Preprint at https://www.biorxiv.org/content/early/2018/02/14/265272.article-info

Abstract: 
Quantifying the extent to which evolution is predictable is critical to understanding biodiversity origins and its responses to future environmental challenges1,2. Replicate, or parallel, phenotypic evolution has been found in classic examples such as anole lizards, stickleback fishes, salmonid fishes, and cichlid fishes3-8 and reflects similar adaptive outcomes. However it is not well understood if, how, and at what rate ecologically relevant phenotypic evolution can overcome the heterogeneous genetic backgrounds that are pervasive in natural populations.

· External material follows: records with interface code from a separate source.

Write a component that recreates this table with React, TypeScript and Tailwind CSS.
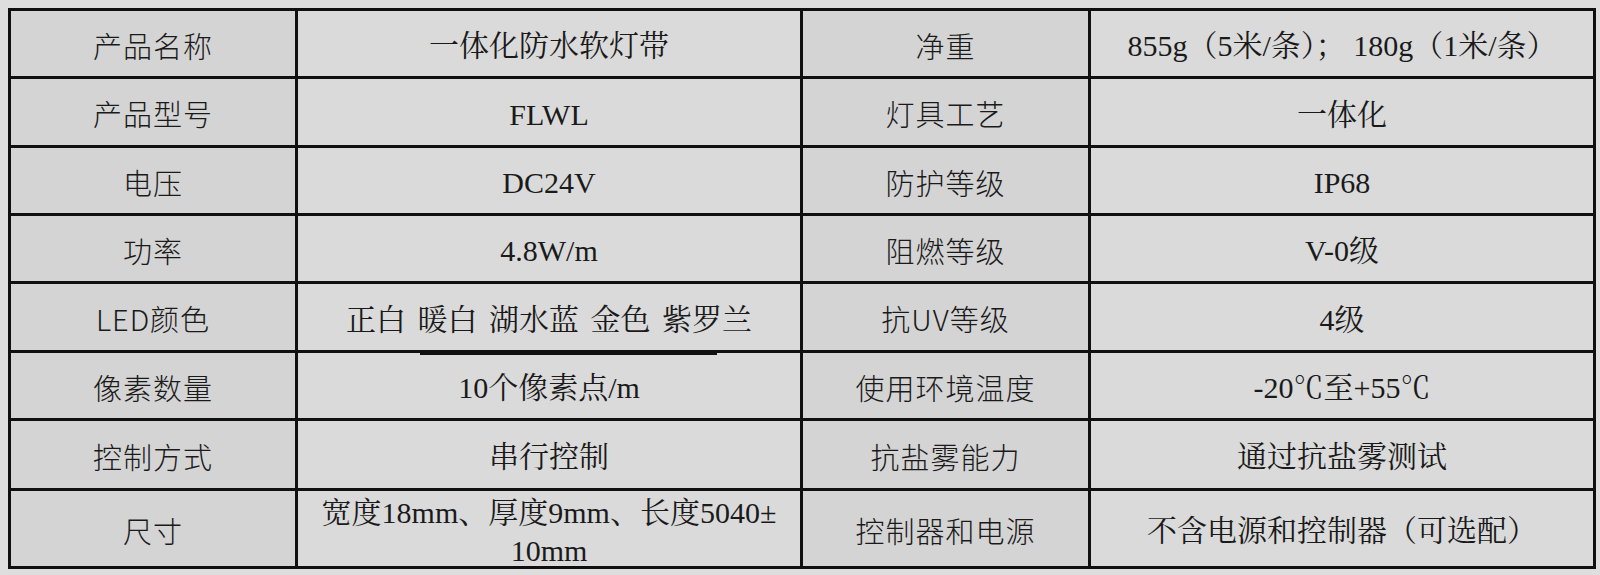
import React from "react";

const rows: [string, React.ReactNode, string, React.ReactNode][] = [
  ["产品名称", "一体化防水软灯带", "净重", "855g（5米/条）； 180g（1米/条）"],
  ["产品型号", "FLWL", "灯具工艺", "一体化"],
  ["电压", "DC24V", "防护等级", "IP68"],
  ["功率", "4.8W/m", "阻燃等级", "V-0级"],
  ["LED颜色", "正白 暖白 湖水蓝 金色 紫罗兰", "抗UV等级", "4级"],
  ["像素数量", "10个像素点/m", "使用环境温度", "-20℃至+55℃"],
  ["控制方式", "串行控制", "抗盐雾能力", "通过抗盐雾测试"],
  [
    "尺寸",
    (
      <>
        宽度18mm、厚度9mm、长度5040±
        <br />
        10mm
      </>
    ),
    "控制器和电源",
    "不含电源和控制器（可选配）",
  ],
];

const labelFont = {
  fontFamily: '"Noto Sans CJK SC", "Noto Sans", sans-serif',
};
const valueFont = {
  fontFamily: '"Liberation Serif", "Noto Serif CJK SC", "Noto Sans CJK SC", serif',
};

export default function App() {
  return (
    <div className="w-[1600px] h-[575px] bg-[#dedede] pt-[8px] pl-[8px]">
      <div className="w-[1588px] grid grid-cols-[284px_502px_285px_502px] grid-rows-[65px_66px_65px_65px_66px_65px_67px_75px] gap-[3px] p-[3px] bg-[#101010]">
        {rows.map((r, i) => (
          <React.Fragment key={i}>
            <div
              className="bg-[#d4d4d4] flex items-center justify-center pt-[4px] text-[29px] text-[#1a1a1a] tracking-[1px] font-light"
              style={labelFont}
            >
              {r[0]}
            </div>
            <div
              className={
                "relative bg-[#dadada] flex items-center justify-center text-center text-[30px] text-[#1a1a1a] " +
                (i === 7 ? "leading-[38px] pt-[6px]" : "pt-[4px]")
              }
              style={valueFont}
            >
              {i === 5 && (
                <div className="absolute top-0 left-[122px] w-[297px] h-[2px] bg-[#101010]" />
              )}
              <span className={i === 4 ? "whitespace-pre [word-spacing:4px]" : ""}>{r[1]}</span>
            </div>
            <div
              className="bg-[#d4d4d4] flex items-center justify-center pt-[4px] text-[29px] text-[#1a1a1a] tracking-[1px] font-light"
              style={labelFont}
            >
              {r[2]}
            </div>
            <div
              className="bg-[#dadada] flex items-center justify-center pt-[4px] text-[30px] text-[#1a1a1a] whitespace-pre"
              style={valueFont}
            >
              {r[3]}
            </div>
          </React.Fragment>
        ))}
      </div>
    </div>
  );
}
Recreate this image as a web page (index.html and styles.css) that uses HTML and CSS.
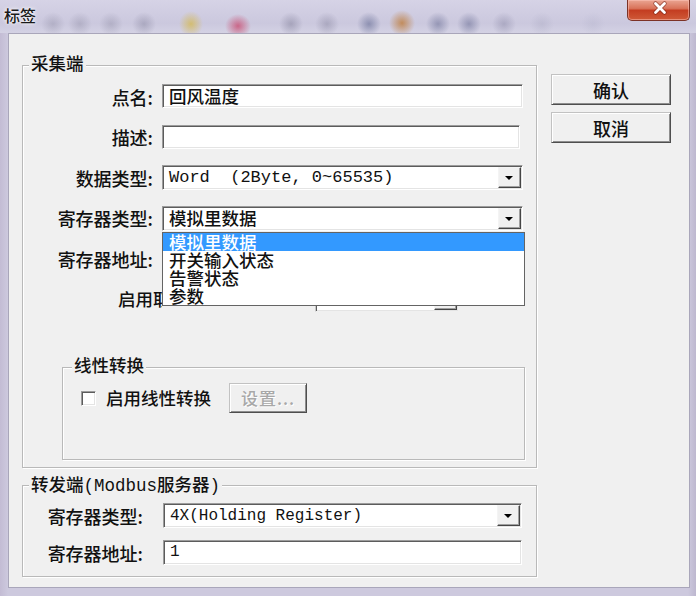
FILE: index.html
```html
<!DOCTYPE html>
<html lang="zh-CN">
<head>
    <meta charset="utf-8">
    <title>标签</title>
    <link rel="stylesheet" href="styles.css">
</head>
<body>
    <div class="window">
        <div class="titlebar">
            <span class="title">标签</span>
            <button class="close" title="关闭">
                <svg width="63" height="21" viewBox="0 0 63 21">
                    <path d="M28.5 4.5L37.5 13.5M37.5 4.5L28.5 13.5" stroke="#6a1c10" stroke-width="4.5" stroke-linecap="round" opacity="0.55" />
                    <path d="M28.5 4.5L37.5 13.5M37.5 4.5L28.5 13.5" stroke="#ffffff" stroke-width="2.8" stroke-linecap="round" />
                </svg>
            </button>
        </div>
        <div class="client">
            <div class="groups">
                <div class="group collect">
                    <div class="group-title">采集端</div>
                    <div class="form">
                        <label class="label">点名:</label>
                        <div class="field">回风温度</div>

                        <label class="label">描述:</label>
                        <div class="field narrow"></div>

                        <label class="label">数据类型:</label>
                        <div class="combo mono">
                            <span class="combo-text">Word  (2Byte, 0~65535)</span>
                            <span class="combo-btn"></span>
                        </div>

                        <label class="label">寄存器类型:</label>
                        <div class="combo">
                            <span class="combo-text">模拟里数据</span>
                            <span class="combo-btn"></span>
                            <ul class="dropdown">
                                <li class="selected">模拟里数据</li>
                                <li>开关输入状态</li>
                                <li>告警状态</li>
                                <li>参数</li>
                            </ul>
                        </div>

                        <label class="label">寄存器地址:</label>
                        <div class="field"></div>

                        <!-- mostly hidden behind the open list -->
                        <div class="wide-row">
                            <span class="plain clipped">启用取反</span>
                            <div class="combo small">
                                <span class="combo-text"></span>
                                <span class="combo-btn"></span>
                            </div>
                        </div>
                    </div>

                    <div class="group linear">
                        <div class="group-title">线性转换</div>
                        <div class="check-row">
                            <span class="checkbox"></span>
                            <span class="plain check-label">启用线性转换</span>
                            <button class="btn small-btn" disabled>设置...</button>
                        </div>
                    </div>
                </div>

                <div class="group forward">
                    <div class="group-title">转发端(Modbus服务器)</div>
                    <div class="form">
                        <label class="label">寄存器类型:</label>
                        <div class="combo mono small-mono">
                            <span class="combo-text">4X(Holding Register)</span>
                            <span class="combo-btn"></span>
                        </div>

                        <label class="label">寄存器地址:</label>
                        <div class="field mono small-mono">1</div>
                    </div>
                </div>
            </div>

            <div class="actions">
                <button class="btn">确认</button>
                <button class="btn">取消</button>
            </div>
        </div>
    </div>
</body>
</html>
```

FILE: styles.css
```css
html,
body {
    margin: 0px;
    width: 100%;
    height: 100%;
}

body {
    background: #cbc7dc;
    font-family: "Noto Sans CJK SC", sans-serif;
    font-weight: 500;
    color: #111;
}

.window {
    width: 696px;
    height: 596px;
    box-sizing: border-box;
    padding: 0px 6px 8px 8px;
    background: linear-gradient(90deg, #c3bcd4 0px, #cdc9de 8px, #cdc9de 688px, #bdb7cf 696px);
}

/* title bar with the blurred desktop showing through */
.titlebar {
    display: flex;
    justify-content: space-between;
    align-items: flex-start;
    height: 33px;
    margin: 0px -6px 0px -8px;
    padding: 0px 6px 0px 4px;
    background:
        radial-gradient(12px 12px at 53px 24px, rgba(120, 118, 142, 0.3), rgba(120, 118, 142, 0)),
        radial-gradient(12px 12px at 80px 24px, rgba(120, 118, 142, 0.3), rgba(120, 118, 142, 0)),
        radial-gradient(12px 12px at 111px 24px, rgba(120, 118, 142, 0.3), rgba(120, 118, 142, 0)),
        radial-gradient(12px 12px at 144px 24px, rgba(110, 108, 135, 0.35), rgba(110, 108, 135, 0)),
        radial-gradient(12px 13px at 191px 24px, rgba(214, 184, 70, 0.7), rgba(214, 184, 70, 0)),
        radial-gradient(13px 12px at 238px 26px, rgba(200, 50, 90, 0.65), rgba(200, 50, 90, 0)),
        radial-gradient(12px 12px at 291px 24px, rgba(110, 108, 135, 0.4), rgba(110, 108, 135, 0)),
        radial-gradient(12px 12px at 327px 24px, rgba(110, 108, 135, 0.35), rgba(110, 108, 135, 0)),
        radial-gradient(12px 12px at 369px 24px, rgba(90, 98, 140, 0.55), rgba(90, 98, 140, 0)),
        radial-gradient(13px 13px at 402px 23px, rgba(190, 120, 50, 0.75), rgba(190, 120, 50, 0)),
        radial-gradient(12px 12px at 438px 24px, rgba(95, 100, 140, 0.5), rgba(95, 100, 140, 0)),
        radial-gradient(12px 12px at 469px 24px, rgba(95, 100, 140, 0.5), rgba(95, 100, 140, 0)),
        radial-gradient(12px 12px at 504px 24px, rgba(120, 118, 150, 0.38), rgba(120, 118, 150, 0)),
        radial-gradient(12px 12px at 542px 24px, rgba(160, 160, 185, 0.3), rgba(160, 160, 185, 0)),
        radial-gradient(12px 12px at 593px 24px, rgba(170, 170, 195, 0.25), rgba(170, 170, 195, 0)),
        linear-gradient(#d6d3e6, #cbc8de 70%, #d4d2e4);
}

.title {
    margin-top: 5px;
    font-size: 16px;
    line-height: 20px;
    color: #1a1a1a;
    text-shadow: 0px 0px 4px #ffffff, 0px 0px 2px #ffffff;
}

.close {
    width: 63px;
    height: 21px;
    padding: 0px;
    border: 1px solid #7c3226;
    border-top: none;
    border-radius: 0px 0px 5px 5px;
    background: linear-gradient(#eaa592 0%, #d9735a 42%, #c43d21 52%, #cf5a38 100%);
    box-shadow: inset 0px 0px 0px 1px rgba(255, 200, 190, 0.5);
}

.close svg {
    display: block;
    margin: -1px 0px 0px -1px;
}

/* client area */
.client {
    display: flex;
    height: 555px;
    box-sizing: border-box;
    padding-left: 13px;
    border: 1px solid #a9a6ba;
    background: #f0f0f0;
}

.groups {
    display: flex;
    flex-direction: column;
    gap: 17px;
    width: 515px;
    padding-top: 31px;
}

.actions {
    display: flex;
    flex-direction: column;
    gap: 7px;
    margin-left: 14px;
    padding-top: 40px;
}

/* group boxes */
.group {
    border: 1px solid #b9b9b9;
    box-shadow: inset 1px 1px 0px #ffffff, 1px 1px 0px #ffffff;
}

.group-title {
    width: max-content;
    margin: -10px 0px 0px 6px;
    padding: 0px 2px;
    background: #f0f0f0;
    font-family: "Liberation Mono", "Noto Sans CJK SC", monospace;
    font-size: 17.5px;
    line-height: 18px;
}

.collect {
    padding-bottom: 7px;
}

.forward {
    padding-bottom: 11px;
}

.forward .group-title {
    margin-top: -9px;
}

.linear {
    margin: 55.5px 11px 0px 39px;
    padding-bottom: 46px;
}

.linear .group-title {
    margin-left: 9px;
}

/* label / control grid */
.form {
    display: grid;
    grid-template-columns: 130px 361px;
    grid-auto-rows: 25px;
    column-gap: 9px;
    row-gap: 15.5px;
    align-items: center;
    margin-top: 10px;
}

.forward .form {
    grid-template-columns: 120px 359px;
    column-gap: 20px;
    row-gap: 12px;
    margin-top: 8px;
}

.label {
    text-align: right;
    font-size: 18px;
    line-height: 20px;
}

.plain {
    font-size: 17.5px;
    line-height: 20px;
}

.clipped {
    width: 44px;
    overflow: hidden;
    white-space: nowrap;
}

.field,
.combo,
.checkbox {
    box-sizing: border-box;
    border: 1px solid;
    border-color: #9c9c9c #ffffff #ffffff #9c9c9c;
    box-shadow: inset 1px 1px 0px #5c5c5c, inset -1px -1px 0px #e4e4e4;
    background: #ffffff;
}

.field {
    height: 24px;
    padding-left: 6px;
    font-size: 17.5px;
    line-height: 22px;
    align-self: start;
}

.field.narrow {
    width: 358px;
}

.forward .field {
    height: 25px;
    line-height: 23px;
}

.combo {
    position: relative;
    display: flex;
    align-items: center;
    height: 25px;
    padding: 0px 1px 0px 6px;
    font-size: 17.5px;
}

.combo-text {
    flex: 1;
    white-space: pre;
    line-height: 20px;
}

.mono {
    font-family: "Liberation Mono", "Noto Sans CJK SC", monospace;
    font-weight: 400;
    font-size: 17px;
}

.small-mono {
    font-size: 16px;
}

.combo-btn {
    position: relative;
    flex: none;
    width: 23px;
    height: 21px;
    box-sizing: border-box;
    border: 1px solid;
    border-color: #f4f4f4 #454545 #454545 #f4f4f4;
    box-shadow: inset -1px -1px 0px #a0a0a0;
    background: #f0f0f0;
}

.combo-btn::after {
    content: "";
    position: absolute;
    left: 6px;
    top: 8px;
    border-top: 4px solid #000000;
    border-left: 4px solid transparent;
    border-right: 4px solid transparent;
}

/* open list of the register type combo */
.dropdown {
    position: absolute;
    top: calc(100% + 2px);
    left: -1px;
    right: -3px;
    z-index: 10;
    margin: 0px;
    padding: 0px;
    list-style: none;
    border: 1px solid #646464;
    background: #ffffff;
}

.dropdown li {
    height: 18px;
    padding-left: 6px;
    font-size: 17.5px;
    line-height: 18px;
}

.dropdown .selected {
    background: #3399ff;
    color: #ffffff;
}

.wide-row {
    grid-column: 1 / -1;
    display: flex;
    align-items: center;
    padding-left: 95px;
}

.combo.small {
    width: 144px;
    margin-left: 153px;
    border-color: #c8c8c8 #f0f0f0 #f0f0f0 #c8c8c8;
}

/* linear conversion row */
.check-row {
    display: flex;
    align-items: center;
    height: 30px;
    margin: 7px 0px 0px 18px;
}

.checkbox {
    width: 15px;
    height: 15px;
}

.check-label {
    margin-left: 10px;
}

/* push buttons */
.btn {
    width: 120px;
    height: 31px;
    padding: 0px;
    border: 1px solid;
    border-color: #c2c2c2 #4e4e4e #4e4e4e #c2c2c2;
    box-shadow: inset 1px 1px 0px #ffffff, inset -1px -1px 0px #8e8e8e;
    background: #f0f0f0;
    font-family: "Noto Sans CJK SC", sans-serif;
    font-weight: 500;
    font-size: 18px;
    line-height: 20px;
    color: #111;
}

.small-btn {
    width: 78px;
    height: 30px;
    margin-left: 18px;
    font-size: 17px;
    letter-spacing: 1px;
}

.btn:disabled {
    color: #a8a8a8;
    text-shadow: 1px 1px 0px #ffffff;
}
```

To test evolutionary predictability in a Holarctic ‘natural experiment’, we used genome-informed single nucleotide polymorphism data, transcriptome-wide gene expression comparisons, and eco-morphology analysis within and across lakes and evolutionary lineages of a freshwater salmonid fish, Arctic charr (Salvelinus alpinus). We found significant parallel evolution in replicate specialist ‘ecotypes’ for adaptive morphological traits associated with foraging. This predictability overcomes pervasive population-specific variation caused by complex demographic histories, differing genomic divergence in response to selection, and non-parallel genetic associations with ecotype. Remarkably the functional molecular bases to ecotypes, inferred from gene expression and biological pathways, were extensively and significantly shared across ecotype replicates. Our findings suggest that parallel evolution by non-parallel evolutionary routes is possible when the regulatory molecular phenotype compensates for divergent histories.